Services were first held in the Frank Shepard home by Carroll and Evelyn Pahl who came to help in the work in 1972. The living room was full to capacity and people were even sitting on the stairs, so it was decided to cap the basement and begin holding services there.
The church was completed and dedicated in 1975 to the service of the Lord and community.
In 1974 the Wetzigs were taking part in the Missionary Conference being held at the Orchard View Congragational Church in Muskegon, Michigan and were invited to share a meal at the Child Evangelism Training School in the area. While there they were introduced to an Indian student and her husband who were interested in reaching the Indians for Christ. The Lord led so that on completing their training Don and Teleka Dewing joined the staff of the Midwest Indian Mission to help with the youth and children’s work and have been a great blessing to the work in various capacities for the last twenty-five years.

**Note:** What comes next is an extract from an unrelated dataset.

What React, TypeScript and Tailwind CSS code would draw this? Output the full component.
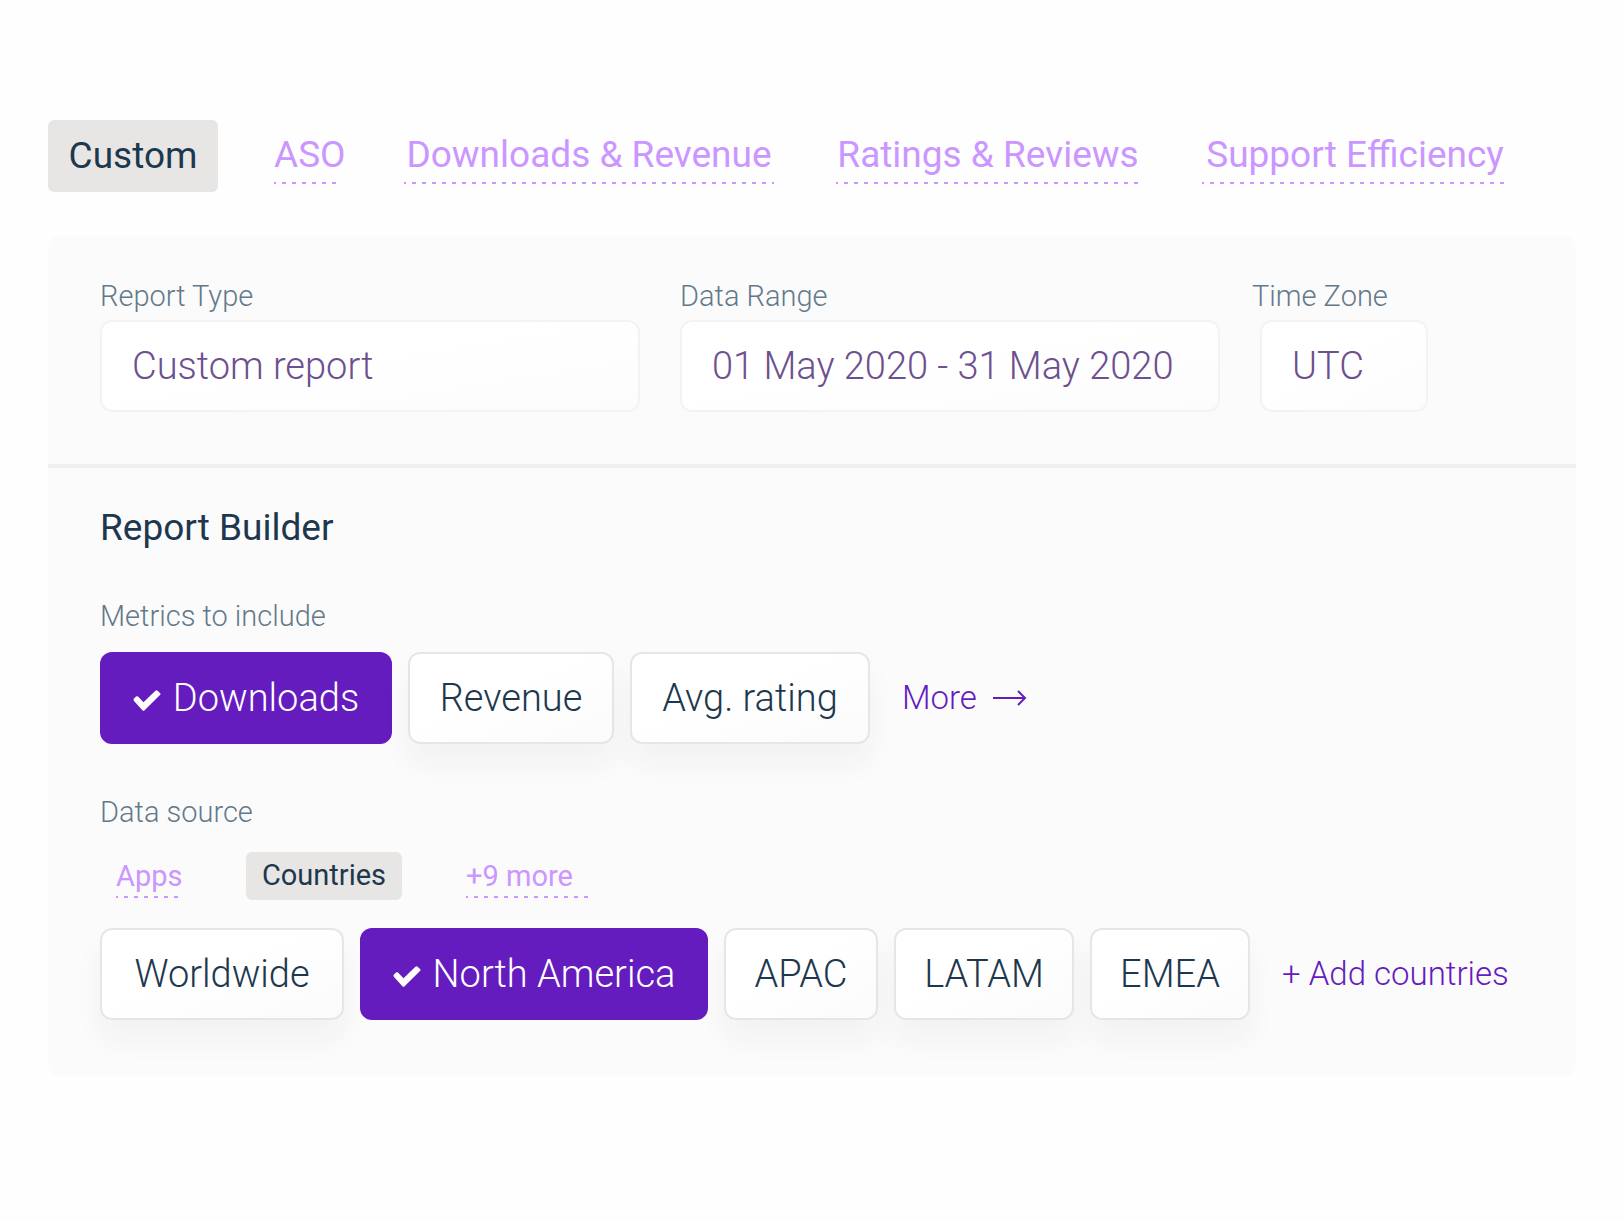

The Wetzigs resigned from the Mission in 1986 having served the Mission in various capacities since 1961. They thank the Lord for the way He has continued to lead and bless the work under the leadership of the Dewings and continue to pray for the work and their many Indian freinds.
We thank the Lord for the charities and many individuals friends who through the years have supported the work of reaching the First Americans for Christ by their faithful gifts and prayers.
May the Lord continue to be glorified through this ministry.